Команда merge может быть использована с опциями ключевого поля: left, right, inner, out, ... можно назначать разные ключевые поля в разных таблицах, назначать несколько колючевых полей в каждой таблице, использовать индексы в качестве ключей... Основные примеры взяты из книги "Python for data analysis"

pandas-docs
Pandas часть 1
Pandas часть 2
statistical-analysis-python-tutorial
Pandas
Numpy User Guide
Python for data analysis

Combining and Merging Data Sets from Python for data analysis ¶

Data contained in pandas objects can be combined together in a number of built-in ways:
pandas.merge connects rows in DataFrames based on one or more keys. This will be familiar to users of SQL or other relational databases, as it implements database join operations.
pandas.concat glues or stacks together objects along an axis.
combine_first instance method enables splicing together overlapping data to fill in missing values in one object with values from another.

I will address each of these and give a number of examples.

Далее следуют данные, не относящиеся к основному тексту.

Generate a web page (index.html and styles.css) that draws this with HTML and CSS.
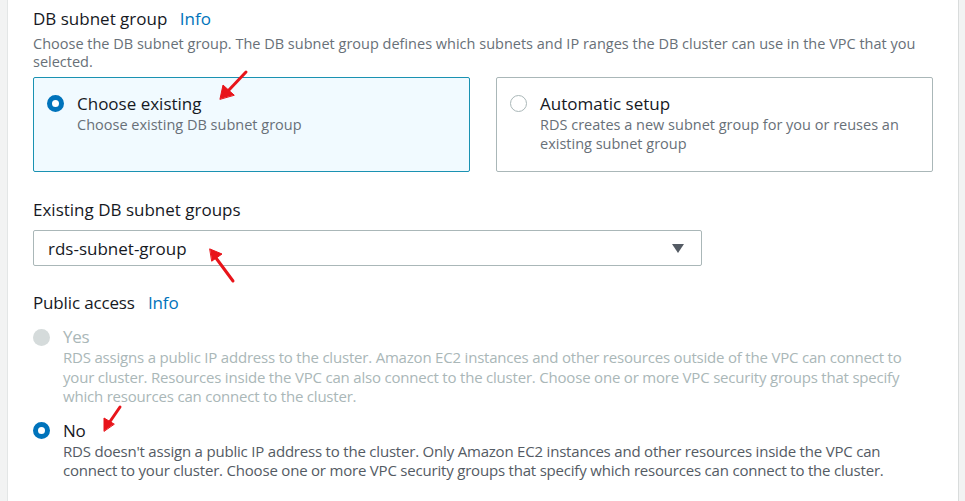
FILE: index.html
```html
<!DOCTYPE html>
<html>
<head>
<meta charset="utf-8">
<link rel="stylesheet" href="styles.css">
</head>
<body>
<div class="page">
  <div class="panel">
    <div class="field-title">DB subnet group <a class="info">Info</a></div>
    <div class="field-desc">Choose the DB subnet group. The DB subnet group defines which subnets and IP ranges the DB cluster can use in the VPC that you selected.</div>
    <div class="tiles">
      <div class="tile selected">
        <span class="radio on"></span>
        <div class="tile-body">
          <div class="tile-label">Choose existing</div>
          <div class="tile-desc">Choose existing DB subnet group</div>
        </div>
      </div>
      <div class="tile">
        <span class="radio off"></span>
        <div class="tile-body">
          <div class="tile-label">Automatic setup</div>
          <div class="tile-desc">RDS creates a new subnet group for you or reuses an existing subnet group</div>
        </div>
      </div>
    </div>

    <div class="field-title sub">Existing DB subnet groups</div>
    <div class="select">
      <span class="select-value">rds-subnet-group</span>
      <svg class="caret" width="12" height="9" viewBox="0 0 12 9"><path d="M0 0 H12 L6 9 Z" fill="#545b64"/></svg>
    </div>

    <div class="field-title pub">Public access <a class="info">Info</a></div>
    <div class="option disabled">
      <span class="radio dis"></span>
      <div class="option-body">
        <div class="option-label">Yes</div>
        <div class="option-desc">RDS assigns a public IP address to the cluster. Amazon EC2 instances and other resources outside of the VPC can connect to your cluster. Resources inside the VPC can also connect to the cluster. Choose one or more VPC security groups that specify which resources can connect to the cluster.</div>
      </div>
    </div>
    <div class="option no">
      <span class="radio on"></span>
      <div class="option-body">
        <div class="option-label">No</div>
        <div class="option-desc">RDS doesn't assign a public IP address to the cluster. Only Amazon EC2 instances and other resources inside the VPC can connect to your cluster. Choose one or more VPC security groups that specify which resources can connect to the cluster.</div>
      </div>
    </div>
  </div>
</div>
<svg class="arrows" width="965" height="501" viewBox="0 0 965 501">
  <g stroke="#e8141a" stroke-width="3" stroke-linecap="round" fill="#e8141a">
    <line x1="246" y1="72" x2="228" y2="91"/>
    <path d="M220 99 L223 85 L234 95 Z" stroke-width="1"/>
    <line x1="233" y1="281" x2="216" y2="258"/>
    <path d="M210 249 L222 254 L212 261 Z" stroke-width="1"/>
    <line x1="120" y1="407" x2="109" y2="423"/>
    <path d="M104 431 L104 418 L114 424 Z" stroke-width="1"/>
  </g>
</svg>
</body>
</html>
```

FILE: styles.css
```css
* { box-sizing: border-box; }
html, body {
  margin: 0;
  padding: 0;
  background: #f2f3f3;
  font-family: "Open Sans", "Noto Sans", sans-serif;
  color: #16191f;
}
.page {
  position: relative;
  width: 965px;
  height: 501px;
  padding: 0 6px 0 7px;
  overflow: hidden;
}
.panel {
  height: 501px;
  background: #ffffff;
  border-left: 1px solid #e3e6e6;
  border-right: 1px solid #d9dcdc;
  padding: 8px 25px 0 25px;
}
.field-title {
  font-size: 17px;
  line-height: 22px;
  color: #16191f;
}
.info {
  color: #0073bb;
  margin-left: 8px;
  text-decoration: none;
}
.field-desc {
  margin-top: 5px;
  font-size: 14.5px;
  line-height: 18px;
  color: #687078;
  width: 900px;
}
.tiles {
  margin-top: 6px;
  width: 900px;
  display: grid;
  grid-template-columns: 1fr 1fr;
  column-gap: 26px;
}
.tile {
  height: 95px;
  border: 1px solid #aab7b8;
  border-radius: 2px;
  padding: 15px 13px 0 13px;
  display: flex;
  gap: 13px;
  background: #fff;
}
.tile.selected {
  border-color: #1a92b2;
  background: #f1faff;
}
.radio {
  flex: none;
  width: 17px;
  height: 17px;
  border-radius: 50%;
  margin-top: 2px;
}
.radio.on {
  background: #fff;
  border: 5.5px solid #0073bb;
}
.radio.off {
  background: #fff;
  border: 1px solid #aab7b8;
}
.radio.dis {
  background: #d5dbdb;
}
.tile-label {
  font-size: 17px;
  line-height: 22px;
}
.tile-desc {
  font-size: 14.5px;
  line-height: 19px;
  color: #687078;
}
.field-title.sub {
  margin-top: 27px;
  font-size: 17px;
}
.select {
  margin-top: 9px;
  width: 669px;
  height: 36px;
  border: 1px solid #aab7b8;
  border-radius: 2px;
  display: flex;
  align-items: center;
  justify-content: space-between;
  padding: 0 17px 0 14px;
}
.select-value {
  font-size: 17px;
  color: #16191f;
}
.caret { display: block; margin-top: 1px; }
.field-title.pub {
  margin-top: 26px;
  font-size: 17px;
  letter-spacing: -0.15px;
}
.field-title.pub .info { margin-left: 9px; }
.option {
  display: flex;
  gap: 13px;
  margin-top: 12px;
}
.option.no { margin-top: 13px; }
.option .radio { margin-top: 2.5px; }
.option-label {
  font-size: 17px;
  line-height: 22px;
  letter-spacing: -0.3px;
}
.option-desc {
  font-size: 15px;
  line-height: 19.5px;
  letter-spacing: -0.2px;
  color: #545b64;
  width: 860px;
}
.option.disabled .option-label,
.option.disabled .option-desc {
  color: #aab7b8;
}
.arrows {
  position: absolute;
  left: 0;
  top: 0;
  pointer-events: none;
}
```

They’ll be utilized in examples throughout the rest of the book

In []:

left        # DataFrame to be merged on the left side
right       # DataFrame to be merged on the right side
how         # One of 'inner', 'outer', 'left' or 'right'. 'inner' by default
on          # Column names to join on. Must be found in both DataFrame objects. If not specified and no other join keys
            # given, will use the intersection of the column names in left and right as the join keys
left_on     # Columns in left DataFrame to use as join keys
right_on    # Analogous to left_on for left DataFrame
left_index  # Use row index in left as its join key (or keys, if a MultiIndex)
right_index # Analogous to left_index
sort        # Sort merged data lexicographically by join keys; True by default. Disable to get better performance in some
            # cases on large datasets
suffixes    # Tuple of string values to append to column names in case of overlap; defaults to ('_x', '_y'). For
            # example, if 'data' in both DataFrame objects, would appear as 'data_x' and 'data_y' in result
copy        # If False, avoid copying data into resulting data structure in some exceptional cases. By default always copies

In [2]:

%matplotlib inline
import pandas as pd
import numpy as np

In [4]:

df1 = pd.DataFrame({'key': ['b', 'b', 'a', 'c', 'a', 'a', 'b'], 
                 'data1': range(7)})

In [9]:

df2 = pd.DataFrame({'key': ['a', 'b', 'd'], 
                 'data2': range(3)})

In [10]:

print(df1, df2)

(   data1 key
0      0   b
1      1   b
2      2   a
3      3   c
4      4   a
5      5   a
6      6   b,    data2 key
0      0   a
1      1   b
2      2   d)

This is an example of a many-to-one merge situation; the data in df1 has multiple rows labeled a and b, whereas df2 has only one row for each value in the key column. Calling merge with these objects we obtain:

In [11]:

pd.merge(df1, df2)

Out[11]:

	data1	key	data2
0	0	b	1
1	1	b	1
2	6	b	1
3	2	a	0
4	4	a	0
5	5	a	0

Это пример "много к одному" - в первой таблице есть нескоько строчек с одинаковыми ключами (по три штуки "a,b"), а во второй таблице только по одному значению. В итоговой таблице есть только строки с совпадающими значениями ключа (поэтому нет "c"), но зато есть все возможные сочетания. Чтобы убедится в этом, рассмотрим пример:

In []:

# Оставим без изменений
df1 = pd.DataFrame({'key': ['b', 'b', 'a', 'c', 'a', 'a', 'b'], 
                 'data1': range(7)})

In [12]:

df2 = pd.DataFrame({'key': ['a', 'b', 'b'], 
                 'data2': range(3)})

Здесь мы проведем только одну замену в строке 'key': ['a', 'b', 'b'] мы заменили последнюю 'd' на 'b' и получим вариант "многие ко многим" (many-to-many) ...здесь понятие "все возможные сочетания" становится более очевидным.

In [13]:

pd.merge(df1, df2)

Out[13]:

	data1	key	data2
0	0	b	1
1	0	b	2
2	1	b	1
3	1	b	2
4	6	b	1
5	6	b	2
6	2	a	0
7	4	a	0
8	5	a	0

Note that I didn’t specify which column to join on. If not specified, merge uses the overlapping column names as the keys. It’s a good practice to specify explicitly, though:

In []:

# Explicity is better than implicity
pd.merge(df1, df2, on='key')

Если ключи в разных таблицах называются по разному, то их не надо переименовывать, можно их указать явно:¶

In []:

pd.merge(df3, df4, left_on='lkey', right_on='rkey')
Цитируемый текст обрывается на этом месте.